Raspberry Shiraz Tartlettes
Cream Cheese Dough:
8 oz cream cheese, cold
8 oz unsalted butter, cold
2 cups all-purpose flour
Place flour and salt in food processor and process a few seconds, to blend. Chunk butter and cream cheese in pieces over flour, then process, using on-off motion, until dough just forms a ball. Turn out onto floured surface and knead lightly into a smooth mass. After kneading lightly, cut dough in half. Wrap and reserve half for another use (snacking is good.)
Roll remaining half of dough on lightly floured surface to about 1/8″ thick. Using a medium-round cutter – I use a 2″ round – cut circles from dough, re-rolling scraps and cutting circles until done.
Line a baking sheet with parchment paper or foil.
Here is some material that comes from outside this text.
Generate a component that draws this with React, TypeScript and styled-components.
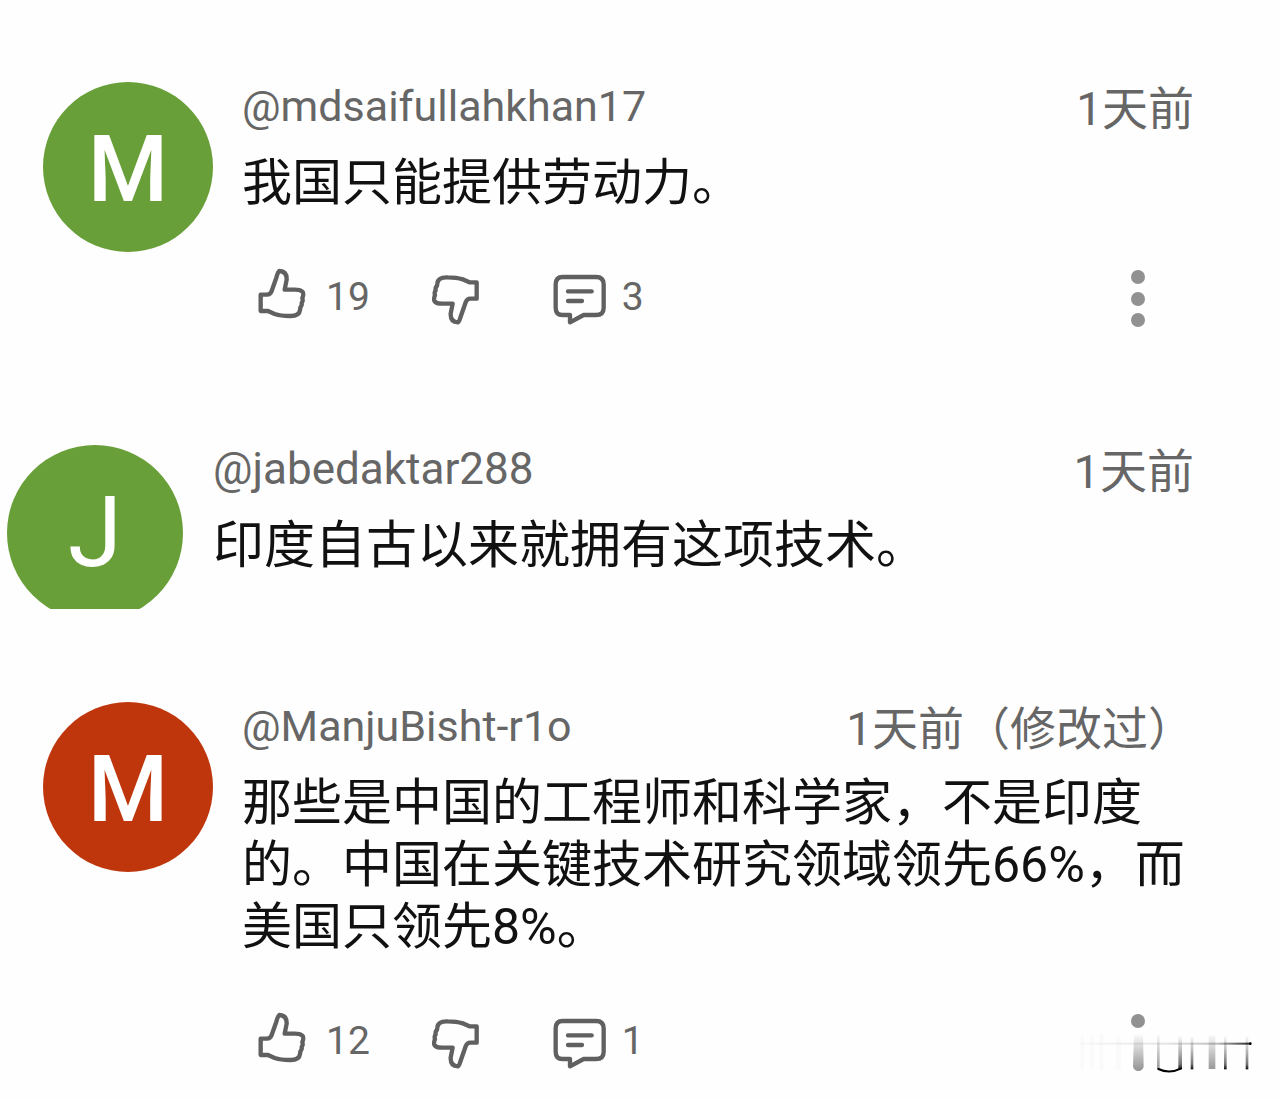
import React from "react";
import styled, { createGlobalStyle } from "styled-components";

const GlobalStyle = createGlobalStyle`
  *, *::before, *::after { box-sizing: border-box; }
  body {
    margin: 0;
    background: #fefefe;
    color: #111;
    font-family: Roboto, "Noto Sans CJK SC", sans-serif;
  }
`;

const Page = styled.main`
  display: flex;
  flex-direction: column;
  padding: 82px 0 28px;
  overflow-x: hidden;
`;

const Comment = styled.article<{ $inset: number; $gap: number; $before: number }>`
  display: flex;
  align-items: flex-start;
  gap: ${(p) => p.$gap}px;
  margin-top: ${(p) => p.$before}px;
  padding: 0 86px 0 ${(p) => p.$inset}px;
`;

const AvatarFrame = styled.div<{ $cut: boolean }>`
  flex: none;
  overflow: hidden;
  ${(p) => p.$cut && "height: 164px;"}
`;

const Avatar = styled.div<{ $color: string; $large: boolean }>`
  display: flex;
  align-items: center;
  justify-content: center;
  width: ${(p) => (p.$large ? 176 : 170)}px;
  aspect-ratio: 1;
  padding-top: ${(p) => (p.$large ? 0 : 6)}px;
  border-radius: 50%;
  background: ${(p) => p.$color};
  color: #fff;
  font-size: ${(p) => (p.$large ? 98 : 92)}px;
  font-weight: ${(p) => (p.$large ? 400 : 500)};
  line-height: 1;
`;

const Content = styled.div`
  flex: 1;
  min-width: 0;
`;

const Header = styled.header<{ $large: boolean }>`
  display: flex;
  align-items: flex-start;
  justify-content: space-between;
  height: 52px;
  color: #666;
  font-size: ${(p) => (p.$large ? 44 : 43)}px;
  line-height: 48px;
  white-space: nowrap;
`;

const Author = styled.a`
  color: inherit;
  text-decoration: none;
`;

const Time = styled.time<{ $large: boolean }>`
  font-size: ${(p) => (p.$large ? 47 : 46)}px;
  line-height: 54px;
`;

const Body = styled.p<{ $size: number }>`
  margin: 18px 0 0;
  padding-right: 4px;
  font-size: ${(p) => p.$size}px;
  line-height: 62px;
`;

const Actions = styled.div`
  position: relative;
  display: flex;
  align-items: center;
  height: 58px;
  margin-top: 54px;
  padding: 0 48px 0 16px;
`;

const Action = styled.button<{ $gap: number; $after: number }>`
  display: flex;
  align-items: center;
  gap: ${(p) => p.$gap}px;
  margin: 0 ${(p) => p.$after}px 0 0;
  padding: 0;
  border: 0;
  background: none;
  color: #666;
  font: 39px/58px Roboto, sans-serif;
  cursor: pointer;
`;

const More = styled(Action)`
  margin-left: auto;
  color: #919191;
`;

const Mark = styled.svg`
  position: absolute;
  right: -60px;
  top: 16px;
  width: 176px;
  height: 48px;
  pointer-events: none;
`;

const stroke = {
  fill: "none",
  stroke: "#606060",
  strokeWidth: 13,
  strokeLinejoin: "round" as const,
  strokeLinecap: "round" as const,
};

const THUMB =
  "M65 119V168H87L107 177Q125 183 152 183Q181 184 183 165L184 158Q190 150 188 144Q193 138 190 130Q196 113 189 109Q183 104 167 104H137L143 74Q144 49 121 48Q117 50 112 68L98 108Q94 119 84 119Z";

const LikeIcon = () => (
  <svg width="48" height="58" viewBox="57 39 144 174" aria-hidden="true">
    <path d={THUMB} {...stroke} />
  </svg>
);

const DislikeIcon = () => (
  <svg width="48" height="58" viewBox="577 39 144 174" aria-hidden="true">
    <path d={THUMB} transform="rotate(180 388 125)" {...stroke} />
  </svg>
);

const ReplyIcon = () => (
  <svg width="54" height="58" viewBox="939 39 162 174" aria-hidden="true">
    <path
      d="M968 66H1068Q1091 66 1091 88V158Q1091 180 1068 180H1031L990 202V180H968Q947 180 947 158V88Q947 66 968 66Z"
      {...stroke}
    />
    <path d="M984 109H1055M984 138H1026" {...stroke} />
  </svg>
);

const MoreIcon = ({ single }: { single: boolean }) => (
  <svg width="16" height="58" viewBox="0 0 16 58" overflow="visible" fill="currentColor" aria-hidden="true">
    <circle cx="8" cy="9" r="7" />
    {!single && <circle cx="8" cy="31" r="7" />}
    {!single && <circle cx="8" cy="52" r="7" />}
  </svg>
);

const FadedMark = () => (
  <Mark viewBox="52 84 528 144" aria-hidden="true">
    <defs>
      <linearGradient id="rule" x1="52" x2="572" y1="0" y2="0" gradientUnits="userSpaceOnUse">
        <stop offset="0" stopColor="#000" stopOpacity="0.02" />
        <stop offset="0.5" stopColor="#000" stopOpacity="0.1" />
        <stop offset="0.8" stopColor="#000" stopOpacity="0.25" />
        <stop offset="1" stopColor="#000" stopOpacity="0.85" />
      </linearGradient>
      <linearGradient id="soft" x1="0" x2="0" y1="100" y2="212" gradientUnits="userSpaceOnUse">
        <stop offset="0" stopColor="#000" stopOpacity="0" />
        <stop offset="1" stopColor="#000" stopOpacity="0.42" />
      </linearGradient>
      <linearGradient id="hard" x1="0" x2="0" y1="106" y2="208" gradientUnits="userSpaceOnUse">
        <stop offset="0" stopColor="#000" stopOpacity="0" />
        <stop offset="0.5" stopColor="#000" stopOpacity="0.3" />
        <stop offset="0.85" stopColor="#000" stopOpacity="0.55" />
        <stop offset="1" stopColor="#000" stopOpacity="0.95" />
      </linearGradient>
    </defs>
    <g fill="#000" opacity="0.012">
      <rect x="60" y="108" width="10" height="100" />
      <rect x="88" y="104" width="10" height="104" />
      <rect x="116" y="104" width="12" height="104" />
      <rect x="166" y="110" width="14" height="98" />
    </g>
    <rect x="60" y="128" width="510" height="6" fill="url(#rule)" />
    <circle cx="569" cy="131" r="4" />
    <path d="M220 100H247L249 200Q246 212 233 213Q220 212 217 200Z" fill="url(#soft)" />
    <rect x="289" y="106" width="8" height="102" fill="url(#soft)" />
    <rect x="353" y="106" width="11" height="102" fill="url(#hard)" />
    <rect x="390" y="106" width="8" height="102" fill="url(#hard)" />
    <rect x="444" y="106" width="20" height="101" fill="url(#soft)" />
    <rect x="490" y="106" width="8" height="102" fill="url(#hard)" />
    <rect x="555" y="106" width="8" height="102" fill="url(#hard)" />
    <path d="M293 207Q326 223 360 206" fill="none" stroke="#000" strokeWidth="6" strokeLinecap="round" />
  </Mark>
);

interface CommentData {
  author: string;
  initial: string;
  color: string;
  time: string;
  text: string;
  likes?: number;
  replies?: number;
  faded?: boolean;
  large?: boolean;
  before: number;
}

const comments: CommentData[] = [
  {
    author: "@mdsaifullahkhan17",
    initial: "M",
    color: "#689f38",
    time: "1天前",
    text: "我国只能提供劳动力。",
    likes: 19,
    replies: 3,
    before: 0,
  },
  {
    author: "@jabedaktar288",
    initial: "J",
    color: "#689f38",
    time: "1天前",
    text: "印度自古以来就拥有这项技术。",
    large: true,
    before: 119,
  },
  {
    author: "@ManjuBisht-r1o",
    initial: "M",
    color: "#bf360c",
    time: "1天前（修改过）",
    text: "那些是中国的工程师和科学家，不是印度的。中国在关键技术研究领域领先66%，而美国只领先8%。",
    likes: 12,
    replies: 1,
    faded: true,
    before: 93,
  },
];

export default function App() {
  return (
    <>
      <GlobalStyle />
      <Page>
        {comments.map((c) => {
          const large = Boolean(c.large);
          return (
            <Comment key={c.author} $inset={large ? 7 : 43} $gap={large ? 30 : 29} $before={c.before}>
              <AvatarFrame $cut={large}>
                <Avatar $color={c.color} $large={large}>{c.initial}</Avatar>
              </AvatarFrame>
              <Content>
                <Header $large={large}>
                  <Author href="#">{c.author}</Author>
                  <Time $large={large}>{c.time}</Time>
                </Header>
                <Body $size={large ? 51 : 50}>{c.text}</Body>
                {c.likes !== undefined && (
                  <Actions>
                    <Action $gap={20} $after={62} aria-label={`赞 ${c.likes}`}>
                      <LikeIcon />
                      {c.likes}
                    </Action>
                    <Action $gap={0} $after={73} aria-label="踩">
                      <DislikeIcon />
                    </Action>
                    <Action $gap={15} $after={0} aria-label={`回复 ${c.replies}`}>
                      <ReplyIcon />
                      {c.replies}
                    </Action>
                    <More $gap={0} $after={0} aria-label="更多">
                      <MoreIcon single={Boolean(c.faded)} />
                    </More>
                    {c.faded && <FadedMark />}
                  </Actions>
                )}
              </Content>
            </Comment>
          );
        })}
      </Page>
    </>
  );
}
Place the mini muffin pan onto the sheet pan and gently begin pressing your dough circles into the muffin holes pressing the dough snuggly on bottom and up the wall of your tins. Place about one teaspoon of jam in the center almost to the top. I wasn't sure this would bubble over during the cook, so I used a sheet pan underneath, but this never occurred--the jams just became bubbly, but not oozing over. Repeat with each muffin cup in the same manner, changing jams as desired. Once baked, cool completely, and serve with or without a bit of sifted confectionary sugar. Enjoy!